All the data below goes into the copy word for word, but the pictures don't.
-- BEGIN Given material --
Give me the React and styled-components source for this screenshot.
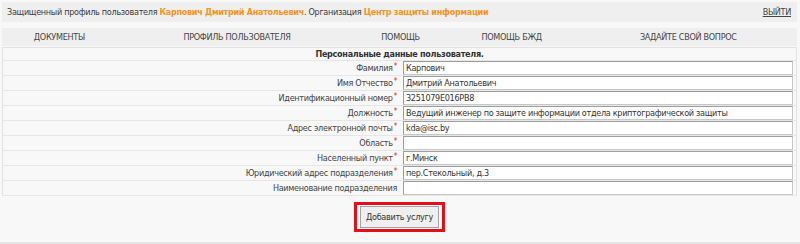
import React from "react";
import styled, { createGlobalStyle } from "styled-components";

const fontStack = `"DejaVu Sans Condensed", "DejaVu Sans", sans-serif`;

const GlobalStyle = createGlobalStyle`
  html, body {
    margin: 0;
    padding: 0;
    background: #f8f8f8;
  }
  body {
    font-family: ${fontStack};
    font-size: 9px;
    letter-spacing: -0.3px;
    color: #3a3a3a;
  }
`;

const Page = styled.div`
  width: 800px;
  height: 244px;
  box-sizing: border-box;
  padding: 2px 3px 0 2px;
  border-bottom: 2px solid #e6e6e6;
`;

const TopBar = styled.div`
  height: 20px;
  background: #efefef;
  display: flex;
  align-items: center;
  justify-content: space-between;
  padding: 0 6px 0 5px;
`;

const Accent = styled.b`
  color: #f7941e;
`;

const Logout = styled.a`
  color: #444;
  text-decoration: underline;
`;

const Nav = styled.div`
  display: table;
  width: 100%;
  height: 18px;
  margin-top: 6px;
  background: #efefef;
`;

const NavItem = styled.div`
  display: table-cell;
  vertical-align: middle;
  text-align: center;
  color: #444;
  white-space: nowrap;
`;

const FormTable = styled.table`
  width: 100%;
  border-collapse: collapse;
  border: 1px solid #e2e2e2;
  margin-top: 1px;
`;

const Title = styled.th`
  height: 12px;
  padding: 0;
  font-weight: bold;
  text-align: center;
  color: #333;
  line-height: 12px;
  border-bottom: 1px solid #e6e6e6;
`;

const Row = styled.tr`
  border-bottom: 1px solid #e6e6e6;
`;

const Label = styled.td`
  width: 394px;
  padding: 0 4px 0 0;
  text-align: right;
  color: #444;
  white-space: nowrap;
  line-height: 13px;
`;

const Star = styled.span`
  color: #e0262c;
  font-size: 8px;
  vertical-align: top;
  margin-left: 1px;
  line-height: 9px;
`;

const Field = styled.td`
  padding: 0 3px 0 2px;
`;

const Input = styled.input`
  display: block;
  width: 100%;
  height: 14px;
  box-sizing: border-box;
  margin: 0;
  padding: 0 2px;
  border: 1px solid #9e9e9e;
  border-right-color: #c8c8c8;
  border-bottom-color: #c8c8c8;
  background: #fff;
  font-family: ${fontStack};
  font-size: 9px;
  letter-spacing: -0.3px;
  color: #333;
  outline: none;
`;

const Actions = styled.div`
  display: flex;
  justify-content: center;
  padding-top: 6px;
`;

const Highlight = styled.div`
  border: 3px solid #e3101c;
  padding: 1px 3px;
`;

const Button = styled.button`
  height: 22px;
  padding: 0 5px;
  border: 1px solid #a4a4a4;
  background: #efefef;
  font-family: ${fontStack};
  font-size: 9px;
  letter-spacing: -0.3px;
  color: #333;
`;

const navItems = [
  "ДОКУМЕНТЫ",
  "ПРОФИЛЬ ПОЛЬЗОВАТЕЛЯ",
  "ПОМОЩЬ",
  "ПОМОЩЬ БЖД",
  "ЗАДАЙТЕ СВОЙ ВОПРОС",
];

const fields = [
  { label: "Фамилия", value: "Карпович", required: true },
  { label: "Имя Отчество", value: "Дмитрий Анатольевич", required: true },
  { label: "Идентификационный номер", value: "3251079E016PB8", required: true },
  {
    label: "Должность",
    value: "Ведущий инженер по защите информации отдела криптографической защиты",
    required: true,
  },
  { label: "Адрес электронной почты", value: "kda@isc.by", required: true },
  { label: "Область", value: "", required: true },
  { label: "Населенный пункт", value: "г.Минск", required: true },
  { label: "Юридический адрес подразделения", value: "пер.Стекольный, д.3", required: true },
  { label: "Наименование подразделения", value: "", required: false },
];

export default function App() {
  return (
    <>
      <GlobalStyle />
      <Page>
        <TopBar>
          <span>
            Защищенный профиль пользователя <Accent>Карпович Дмитрий Анатольевич</Accent>.
            Организация <Accent>Центр защиты информации</Accent>
          </span>
          <Logout href="#">ВЫЙТИ</Logout>
        </TopBar>
        <Nav>
          {navItems.map((item) => (
            <NavItem key={item}>{item}</NavItem>
          ))}
        </Nav>
        <FormTable>
          <tbody>
            <tr>
              <Title colSpan={2}>Персональные данные пользователя.</Title>
            </tr>
            {fields.map((f) => (
              <Row key={f.label}>
                <Label>
                  {f.label}
                  {f.required && <Star>*</Star>}
                </Label>
                <Field>
                  <Input defaultValue={f.value} readOnly />
                </Field>
              </Row>
            ))}
          </tbody>
        </FormTable>
        <Actions>
          <Highlight>
            <Button type="button">Добавить услугу</Button>
          </Highlight>
        </Actions>
      </Page>
    </>
  );
}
-- END Given material --
● Finished task:
Give me the React and styled-components source for this screenshot.
import React from "react";
import styled, { createGlobalStyle } from "styled-components";

const fontStack = `"DejaVu Sans Condensed", "DejaVu Sans", sans-serif`;

const GlobalStyle = createGlobalStyle`
  html, body {
    margin: 0;
    padding: 0;
    background: #f8f8f8;
  }
  body {
    font-family: ${fontStack};
    font-size: 9px;
    letter-spacing: -0.3px;
    color: #3a3a3a;
  }
`;

const Page = styled.div`
  width: 800px;
  height: 244px;
  box-sizing: border-box;
  padding: 2px 3px 0 2px;
  border-bottom: 2px solid #e6e6e6;
`;

const TopBar = styled.div`
  height: 20px;
  background: #efefef;
  display: flex;
  align-items: center;
  justify-content: space-between;
  padding: 0 6px 0 5px;
`;

const Accent = styled.b`
  color: #f7941e;
`;

const Logout = styled.a`
  color: #444;
  text-decoration: underline;
`;

const Nav = styled.div`
  display: table;
  width: 100%;
  height: 18px;
  margin-top: 6px;
  background: #efefef;
`;

const NavItem = styled.div`
  display: table-cell;
  vertical-align: middle;
  text-align: center;
  color: #444;
  white-space: nowrap;
`;

const FormTable = styled.table`
  width: 100%;
  border-collapse: collapse;
  border: 1px solid #e2e2e2;
  margin-top: 1px;
`;

const Title = styled.th`
  height: 12px;
  padding: 0;
  font-weight: bold;
  text-align: center;
  color: #333;
  line-height: 12px;
  border-bottom: 1px solid #e6e6e6;
`;

const Row = styled.tr`
  border-bottom: 1px solid #e6e6e6;
`;

const Label = styled.td`
  width: 394px;
  padding: 0 4px 0 0;
  text-align: right;
  color: #444;
  white-space: nowrap;
  line-height: 13px;
`;

const Star = styled.span`
  color: #e0262c;
  font-size: 8px;
  vertical-align: top;
  margin-left: 1px;
  line-height: 9px;
`;

const Field = styled.td`
  padding: 0 3px 0 2px;
`;

const Input = styled.input`
  display: block;
  width: 100%;
  height: 14px;
  box-sizing: border-box;
  margin: 0;
  padding: 0 2px;
  border: 1px solid #9e9e9e;
  border-right-color: #c8c8c8;
  border-bottom-color: #c8c8c8;
  background: #fff;
  font-family: ${fontStack};
  font-size: 9px;
  letter-spacing: -0.3px;
  color: #333;
  outline: none;
`;

const Actions = styled.div`
  display: flex;
  justify-content: center;
  padding-top: 6px;
`;

const Highlight = styled.div`
  border: 3px solid #e3101c;
  padding: 1px 3px;
`;

const Button = styled.button`
  height: 22px;
  padding: 0 5px;
  border: 1px solid #a4a4a4;
  background: #efefef;
  font-family: ${fontStack};
  font-size: 9px;
  letter-spacing: -0.3px;
  color: #333;
`;

const navItems = [
  "ДОКУМЕНТЫ",
  "ПРОФИЛЬ ПОЛЬЗОВАТЕЛЯ",
  "ПОМОЩЬ",
  "ПОМОЩЬ БЖД",
  "ЗАДАЙТЕ СВОЙ ВОПРОС",
];

const fields = [
  { label: "Фамилия", value: "Карпович", required: true },
  { label: "Имя Отчество", value: "Дмитрий Анатольевич", required: true },
  { label: "Идентификационный номер", value: "3251079E016PB8", required: true },
  {
    label: "Должность",
    value: "Ведущий инженер по защите информации отдела криптографической защиты",
    required: true,
  },
  { label: "Адрес электронной почты", value: "kda@isc.by", required: true },
  { label: "Область", value: "", required: true },
  { label: "Населенный пункт", value: "г.Минск", required: true },
  { label: "Юридический адрес подразделения", value: "пер.Стекольный, д.3", required: true },
  { label: "Наименование подразделения", value: "", required: false },
];

export default function App() {
  return (
    <>
      <GlobalStyle />
      <Page>
        <TopBar>
          <span>
            Защищенный профиль пользователя <Accent>Карпович Дмитрий Анатольевич</Accent>.
            Организация <Accent>Центр защиты информации</Accent>
          </span>
          <Logout href="#">ВЫЙТИ</Logout>
        </TopBar>
        <Nav>
          {navItems.map((item) => (
            <NavItem key={item}>{item}</NavItem>
          ))}
        </Nav>
        <FormTable>
          <tbody>
            <tr>
              <Title colSpan={2}>Персональные данные пользователя.</Title>
            </tr>
            {fields.map((f) => (
              <Row key={f.label}>
                <Label>
                  {f.label}
                  {f.required && <Star>*</Star>}
                </Label>
                <Field>
                  <Input defaultValue={f.value} readOnly />
                </Field>
              </Row>
            ))}
          </tbody>
        </FormTable>
        <Actions>
          <Highlight>
            <Button type="button">Добавить услугу</Button>
          </Highlight>
        </Actions>
      </Page>
    </>
  );
}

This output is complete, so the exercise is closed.